Likewise, Turkey opposes equation of ISIS, which has murdered thousands of innocent people, with Islam. We will ensure that no ISIS fighters leave northeastern Syria. We are prepared to cooperate with source countries and international organizations on the rehabilitation of foreign terrorist fighters’ spouses and children.
The same countries that lecture Turkey on the virtues of combating ISIS today, failed to stem the influx of foreign terrorist fighters in 2014 and 2015. Perhaps the government of a certain European country, which I won’t name, would like to explain to the world how one of its nationals could board a flight to Istanbul in 2014 with live ammunition in his checked luggage. Likewise, France has blocked weapons sales to Turkey, but why did it ignore our repeated early warnings about imminent terrorist attacks?
Members of the Arab League, which has described Turkey’s operation in northern Syria as an invasion, need to answer some questions. Since they are so unhappy with Turkey’s efforts to reunite Syrian refugees with their ancestral lands, how many war victims have they admitted? How much did they contribute to efforts to end the humanitarian crisis in Syria? Which political initiatives did they support to stop the civil war? The Arab League, whose statements don’t reflect the true views and sentiments of the Arab people, has no legitimacy.
The international community missed its opportunity to prevent the Syrian crisis from pulling an entire region into a maelstrom of instability. Many countries have had to deal with the conflict’s negative side effects, including irregular migration and an uptick in terrorist attacks. Operation Peace Spring represents a second chance to help Turkey end proxy wars in Syria and restore peace and stability to the region. The European Union—and the world—should support what Turkey is trying to do.
Mr. Erdo?an is president of Turkey.
@ Lorensacho:
I agree.
@ Laura:
I think it important to know what he wrote and what WSJ published.
I received this email today from Clare Lopez, Vice President for Research & Analysis, Center for Security Policy
Ted, why are you posting erdogan propaganda? This islamist is no friend to America or Israel.
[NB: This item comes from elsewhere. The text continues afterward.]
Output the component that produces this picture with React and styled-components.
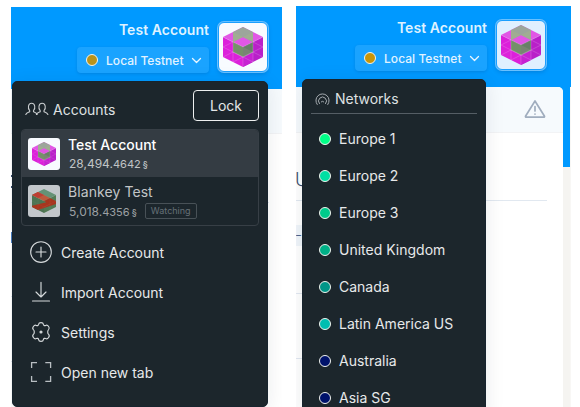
import React from "react";
import styled, { createGlobalStyle } from "styled-components";

const GlobalStyle = createGlobalStyle`
  *, *::before, *::after { box-sizing: border-box; }
  html, body { margin: 0; height: 407px; overflow: hidden; background: #fff; }
  body { font-family: Inter, "Liberation Sans", sans-serif; }
  svg { display: block; flex: none; }
`;

const Page = styled.main`
  width: 580px;
  height: 407px;
  overflow: hidden;
  display: flex;
  align-items: flex-start;
  padding-left: 11px;
  gap: 14px;
  background: #fff;
`;

const Screen = styled.section`
  position: relative;
  width: ${(p) => p.$width}px;
  height: ${(p) => 407 - p.$top}px;
  margin-top: ${(p) => p.$top}px;
  overflow: hidden;
  background: ${(p) => p.$background};
`;

const Header = styled.header`
  display: flex;
  justify-content: flex-end;
  gap: 9px;
  height: ${(p) => p.$height}px;
  padding: ${(p) => p.$padding};
  background: #0099ff;
`;

const Identity = styled.div`
  display: flex;
  flex-direction: column;
  align-items: flex-end;
`;

const UserName = styled.div`
  height: 25px;
  font-size: 14px;
  line-height: 16px;
  font-weight: 600;
  letter-spacing: 0.05px;
  color: #dff2ff;
  white-space: nowrap;
`;

const NetworkPill = styled.div`
  display: flex;
  align-items: center;
  width: 132px;
  height: 26px;
  padding: 0 8px 0 9px;
  border-radius: 4px;
  background: #1aa3ff;
  box-shadow: 0 1px 3px rgba(0, 60, 120, 0.2);
  color: #e2f3ff;
  font-size: 12px;
  font-weight: 500;
  white-space: nowrap;
`;

const PillLabel = styled.span`
  width: 77px;
  margin: 0 8px 0 8px;
  letter-spacing: 0.05px;
`;

const Dot = styled.span`
  flex: none;
  width: 12px;
  height: 12px;
  border-radius: 50%;
  border: 1px solid #f1f3ee;
  background: ${(p) => p.$color};
`;

const AvatarFrame = styled.div`
  width: 50px;
  height: 50px;
  display: grid;
  place-items: center;
  border-radius: 6px;
  border: 1px solid #1a9fff;
  background: ${(p) => p.$background};
  box-shadow: 0 0 0 1px #68c0ff, 0 2px 4px rgba(0, 50, 110, 0.25);
`;

const Toolbar = styled.div`
  height: ${(p) => p.$height}px;
  display: flex;
  justify-content: flex-end;
  align-items: flex-start;
  padding: 12px 17px 0 0;
  border-bottom: 1px solid #f2f3f5;
  border-top-right-radius: ${(p) => p.$radius || 0}px;
  background: #f6fafd;
`;

const Body = styled.div`
  display: flex;
  align-items: flex-start;
`;

const Content = styled.div`
  flex: 1;
  height: 330px;
  border-top-right-radius: 5px;
  background: #fff;
`;

const Gutter = styled.div`
  width: 8px;
  height: 330px;
  border-right: 1px solid #f8f7f5;
  background: linear-gradient(#0099ff 80px, #f5f4f1 80px);
`;

const Heading = styled.div`
  height: 68px;
  padding-top: 36px;
  margin-right: 16px;
  border-bottom: 1px solid #e1e8f0;
  font-size: 18px;
  line-height: 22px;
  font-weight: 300;
  color: #3c4f6e;
  text-indent: -1px;
`;

const ContentRow = styled.div`
  width: ${(p) => p.$width || 100}px;
  height: ${(p) => p.$height}px;
  padding-top: ${(p) => p.$top || 0}px;
  border-bottom: 1px solid #e2e8f1;
`;

const Chip = styled.div`
  width: 10px;
  height: 21px;
  background: #f0f5fa;
  color: #33507c;
  font-size: 10px;
  line-height: 21px;
`;

const EdgeMark = styled.div`
  width: 1px;
  height: ${(p) => p.$height}px;
  background: ${(p) => p.$background};
`;

const Menu = styled.nav`
  position: absolute;
  left: ${(p) => p.$left}px;
  top: ${(p) => p.$top}px;
  width: ${(p) => p.$width}px;
  height: ${(p) => p.$height}px;
  border-radius: 5px;
  border: 1px solid #17242e;
  background: #1c262c;
  box-shadow: 0 3px 20px rgba(20, 30, 45, 0.09);
  color: #e4e6e7;
`;

const MenuHeader = styled.div`
  display: flex;
  align-items: flex-start;
  height: 47px;
  padding: 8px 8px 0 12px;
`;

const TitleIcon = styled.span`
  padding-top: ${(p) => p.$top}px;
`;

const MenuTitle = styled.h2`
  flex: 1;
  margin: 0;
  padding: ${(p) => p.$pad};
  font-size: 14px;
  font-weight: 400;
  line-height: 18px;
  color: #dfe1e2;
`;

const LockButton = styled.button`
  width: 66px;
  height: 31px;
  padding: 0;
  border: 1px solid #eef0f0;
  border-radius: 4px;
  background: transparent;
  color: #e4e6e7;
  font: 400 14px Inter, "Liberation Sans", sans-serif;
`;

const AccountList = styled.div`
  width: 238px;
  height: 97px;
  margin-left: 8px;
  border: 1px solid #373f46;
  border-radius: 4px;
  overflow: hidden;
`;

const AccountRow = styled.div`
  display: flex;
  height: ${(p) => (p.$active ? 47 : 48)}px;
  padding: 8px 6px;
  gap: 8px;
  background: ${(p) => (p.$active ? "#343c43" : "transparent")};
`;

const SmallAvatar = styled.div`
  display: grid;
  place-items: center;
  width: 32px;
  height: 32px;
  border-radius: 3px;
  background: ${(p) => (p.$active ? "#f8fbff" : "#c2c7cb")};
`;

const AccountName = styled.div`
  margin-top: -1px;
  font-size: 14px;
  line-height: 16px;
  font-weight: ${(p) => (p.$active ? 500 : 400)};
  letter-spacing: ${(p) => (p.$active ? 0 : 0.08)}px;
  color: ${(p) => (p.$active ? "#ffffff" : "#c2c5c7")};
`;

const Balance = styled.div`
  display: flex;
  align-items: baseline;
  height: 17px;
  margin: ${(p) => (p.$active ? 2 : 3)}px 0 0 1px;
  font-size: 12px;
  line-height: 17px;
  color: ${(p) => (p.$active ? "#c1c4c6" : "#9ca1a4")};
`;

const Fraction = styled.span`
  font-size: 11px;
`;

const Currency = styled.span`
  margin-left: 2px;
  font-size: 9px;
  font-weight: 500;
`;

const Badge = styled.span`
  align-self: center;
  width: 52px;
  height: 16px;
  margin: -1px 0 0 8px;
  border: 1px solid #485157;
  border-radius: 2px;
  color: #667077;
  font-size: 9px;
  line-height: 14px;
  text-align: center;
`;

const Actions = styled.div`
  padding: 6px 0 0 17px;
`;

const ActionItem = styled.div`
  display: flex;
  align-items: center;
  gap: 9px;
  height: 40px;
  font-size: 14px;
  color: #e7e9ea;
`;

const NetworkHeader = styled.div`
  display: flex;
  height: 34px;
  margin: 0 8px;
  padding: 10px 0 0 4px;
  gap: 5px;
  border-bottom: 1px solid #555e65;
`;

const NetworkList = styled.div`
  padding: 6px 0 0 16px;
`;

const NetworkItem = styled.div`
  display: flex;
  align-items: center;
  height: 37px;
  gap: 8px;
  font-size: 14px;
  color: #e7e9ea;
  white-space: nowrap;
`;

function Cube({ size, tone = "pink" }) {
  const pink = tone === "pink";
  return (
    <svg width={size} height={size} viewBox="0 0 40 40">
      {pink ? (
        <g>
          <path d="M20 0 40 10 20 20 0 10Z" fill="#e157e5" />
          <path d="M0 10 20 20V40L0 30Z" fill="#dc20da" />
          <path d="M40 10 20 20V40L40 30Z" fill="#b920c9" />
          <path d="M20 30 30 35 20 40ZM20 30 30 25V35Z" fill="#c722d2" />
          <path d="M20 0 30 5V15L20 10 10 15V5Z" fill="#9ca69b" />
          <path d="M10 5 20 10 10 15ZM30 5 20 10 30 15Z" fill="#a0ad92" />
          <path d="M10 15 20 20V30L10 25Z" fill="#75906a" />
          <path d="M30 15 20 20V30L30 25Z" fill="#687f67" />
          <path d="M20 20 30 25 20 30Z" fill="#788573" />
        </g>
      ) : (
        <g>
          <path d="M20 0 40 10 20 20 0 10Z" fill="#649276" />
          <path d="M0 10 20 20V40L0 30Z" fill="#4d7453" />
          <path d="M40 10 20 20V40L40 30Z" fill="#527b55" />
          <path d="M0 10 10 5 30 15 20 20Z" fill="#bd593c" />
          <path d="M0 10 10 5 20 10 10 15Z" fill="#be3e34" />
          <path d="M20 20 30 15 40 20V25L10 35 0 30V28L24 22Z" fill="#a7351e" />
        </g>
      )}
      <path
        d={
          pink
            ? "M0 10 20 20 40 10M20 30V40M0 20 10 15M40 20 30 15M10 15V35M30 15V35M0 20 20 30 40 20M0 30 10 25M40 30 30 25M10 25 30 35M30 25 10 35"
            : "M10 5 30 15 40 20M0 10 20 20 40 10M10 15V35M30 15V35M0 20 20 30 40 20M10 35 30 25"
        }
        fill="none"
        stroke="#fff"
        strokeOpacity={pink ? 0.25 : 0.08}
        strokeWidth=".7"
      />
    </svg>
  );
}

const Chevron = () => (
  <svg width="11" height="7" viewBox="0 0 11 7" fill="none" stroke="#e8f6ff" strokeWidth="1.3" strokeLinecap="round" strokeLinejoin="round">
    <path d="m1.5 1.5 4 4 4-4" />
  </svg>
);

const PeopleIcon = () => (
  <svg width="24" height="15" viewBox="0 0 24 15" fill="none" stroke="#c9cdcf" strokeWidth="1.1" strokeLinecap="round" strokeLinejoin="round">
    <path d="M.8 12.5C1.5 10.7 3 10.4 4.7 9.7V8.6C2.4 6.2 3.2 1.2 6.6 1.2s4.2 5 1.9 7.4v1.1c1.5.6 3 .9 3.7 2.8M11.4 12.5c.7-1.8 2.2-2.1 3.8-2.8V8.6c-2.3-2.4-1.5-7.4 1.9-7.4s4.2 5 1.9 7.4v1.1c1.7.7 3.2 1 3.9 2.8" />
  </svg>
);

const BroadcastIcon = () => (
  <svg width="15" height="13" viewBox="0 0 15 13" fill="none" stroke="#a5abb0" strokeWidth="1" strokeLinecap="round">
    <path d="M2.2 11.5A6.6 6.6 0 1 1 12.8 11.5M4.4 10.6A4 4 0 1 1 10.6 10.6M6.3 8.8a1.7 1.7 0 0 1 2.4 0" />
  </svg>
);

const WarningIcon = () => (
  <svg width="22" height="20" viewBox="0 0 22 20" fill="none" stroke="#a0adbe" strokeWidth="1.7" strokeLinecap="round" strokeLinejoin="round">
    <path d="M11 2 1.5 17.2Q1.3 18.2 2.3 18.2H19.7Q20.7 18.2 20.5 17.2ZM11 7.5V12M11 15V15.1" />
  </svg>
);

function ActionIcon({ kind }) {
  return (
    <svg width="22" height="22" viewBox="0 0 22 22" fill="none" stroke="#d5d9db" strokeWidth="1.15" strokeLinecap="round" strokeLinejoin="round">
      {kind === "plus" && (
        <>
          <circle cx="11" cy="11" r="10.3" />
          <path d="M11 6v10M6 11h10" />
        </>
      )}
      {kind === "import" && <path d="M11 1.3v14.2M6 11l5 5 5-5M2.5 20h17" />}
      {kind === "settings" && (
        <>
          <path d="M8.6 3.4C8.9 1 13.1 1 13.4 3.4 13.7 4.7 14.7 5 15.7 4.4 17.8 3.3 20.4 7 18.6 8.6 17.4 9.6 17.4 12.4 18.6 13.4 20.4 15 17.8 18.7 15.7 17.6 14.7 17 13.7 17.3 13.4 18.6 13.1 21 8.9 21 8.6 18.6 8.3 17.3 7.3 17 6.3 17.6 4.2 18.7 1.6 15 3.4 13.4 4.6 12.4 4.6 9.6 3.4 8.6 1.6 7 4.2 3.3 6.3 4.4 7.3 5 8.3 4.7 8.6 3.4Z" />
          <circle cx="11" cy="11" r="1" fill="#d5d9db" />
        </>
      )}
      {kind === "expand" && (
        <path strokeLinecap="butt" strokeLinejoin="miter" strokeWidth="1.3" stroke="#b8bec2" d="M1.6 7V1.6H7M15.3 1.6h5.3V7M20.6 14.9v5.4h-5.3M7 20.3H1.6v-5.4" />
      )}
    </svg>
  );
}

const AccountHeader = ({ height, padding, avatar, dot }) => (
  <Header $height={height} $padding={padding}>
    <Identity>
      <UserName>Test Account</UserName>
      <NetworkPill>
        <Dot $color={dot} />
        <PillLabel>Local Testnet</PillLabel>
        <Chevron />
      </NetworkPill>
    </Identity>
    <AvatarFrame $background={avatar}>
      <Cube size={40} />
    </AvatarFrame>
  </Header>
);

const Account = ({ name, whole, fraction, active, watching }) => (
  <AccountRow $active={active}>
    <SmallAvatar $active={active}>
      <Cube size={24} tone={active ? "pink" : "green"} />
    </SmallAvatar>
    <div>
      <AccountName $active={active}>{name}</AccountName>
      <Balance $active={active}>
        {whole}.<Fraction>{fraction}</Fraction>
        <Currency>§</Currency>
        {watching && <Badge>Watching</Badge>}
      </Balance>
    </div>
  </AccountRow>
);

const actions = [
  { icon: "plus", label: "Create Account" },
  { icon: "import", label: "Import Account" },
  { icon: "settings", label: "Settings" },
  { icon: "expand", label: "Open new tab" },
];

const networks = [
  ["Europe 1", "#00ff87"],
  ["Europe 2", "#00dfa3"],
  ["Europe 3", "#00ca8b"],
  ["United Kingdom", "#00b087"],
  ["Canada", "#009688"],
  ["Latin America US", "#00bdb0"],
  ["Australia", "#00126b"],
  ["Asia SG", "#00126b"],
];

export default function App() {
  return (
    <Page>
      <GlobalStyle />
      <Screen $width={271} $top={7} $background="#fff">
        <AccountHeader height={82} padding="15px 14px 0 0" avatar="#f8fbff" dot="#b9931c" />
        <Toolbar $height={45} />
        <ContentRow $width={258} $height={69} $top={41}>
          <EdgeMark $height={13} $background="linear-gradient(#3c4f6e 2px, transparent 2px 11px, #3c4f6e 11px)" />
        </ContentRow>
        <ContentRow $height={94} $top={29}>
          <EdgeMark $height={11} $background="#4b80c4" />
        </ContentRow>
        <ContentRow $height={65} />
        <Menu $left={1} $top={74} $width={256} $height={326}>
          <MenuHeader>
            <TitleIcon $top={12}>
              <PeopleIcon />
            </TitleIcon>
            <MenuTitle $pad="11px 0 0 4px">Accounts</MenuTitle>
            <LockButton>Lock</LockButton>
          </MenuHeader>
          <AccountList>
            <Account name="Test Account" whole="28,494" fraction="4642" active />
            <Account name="Blankey Test" whole="5,018" fraction="4356" watching />
          </AccountList>
          <Actions>
            {actions.map((a) => (
              <ActionItem key={a.label}>
                <ActionIcon kind={a.icon} />
                {a.label}
              </ActionItem>
            ))}
          </Actions>
        </Menu>
      </Screen>
      <Screen $width={275} $top={6} $background="#0099ff">
        <AccountHeader height={81} padding="14px 25px 0 0" avatar="#dff0ff" dot="#c99508" />
        <Body>
          <Content>
            <Toolbar $height={46} $radius={5}>
              <WarningIcon />
            </Toolbar>
            <Heading>U</Heading>
            <ContentRow $height={93} $top={24}>
              <Chip>–</Chip>
            </ContentRow>
            <ContentRow $height={65} />
          </Content>
          <Gutter />
        </Body>
        <Menu $left={6} $top={73} $width={184} $height={340}>
          <NetworkHeader>
            <TitleIcon $top={3}>
              <BroadcastIcon />
            </TitleIcon>
            <MenuTitle $pad="0">Networks</MenuTitle>
          </NetworkHeader>
          <NetworkList>
            {networks.map(([name, color]) => (
              <NetworkItem key={name}>
                <Dot $color={color} />
                {name}
              </NetworkItem>
            ))}
          </NetworkList>
        </Menu>
      </Screen>
    </Page>
  );
}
Turkey has given a friendly home to Hamas, Al Qaeda and ISIS. it’s porous border is its own fault. And now we are told that it’s OK to murder the Kurds who lost 11000 men and women fighting ISIS for the Americans. What a grotesque ethical perversion,
Turkish Infantry in this battle are aligned Islamist terror groups who are very similar to ISIS. Erodgan is simply in the process of ethnic cleansing and murder of Kurds. Something the Turks have done for over 100 years.
If he is successful he will eliminate the Kurdish controlled presence on his border and substitute Sunni Arabs in their place that now reside in refugee camps in Turkey.
Although most of what Erdogan and his English-language writer have to say is b_______t. he does have a point that the Western powers, including the United States, have done little or nothing to ease the humanitarian crisis in Syria, and have in fact contributed to the endless civil war in Syria (together with Turkey) that has resulted in so many dead, injured, homeless, impoverished and refugees. Beginning with the Obama administration, the U.S. has been funneling aid to the very same Syrian “rebel” militias that have now been sent by Turkey into the Kurdish region to persecute the Kurds. The U.S. collaboration with and appeasement of Turkish aggression did not begin with Trump’s now notorious “green light” phone call to Erdogan, but has been going on for over fifty years, since long before Trump became President.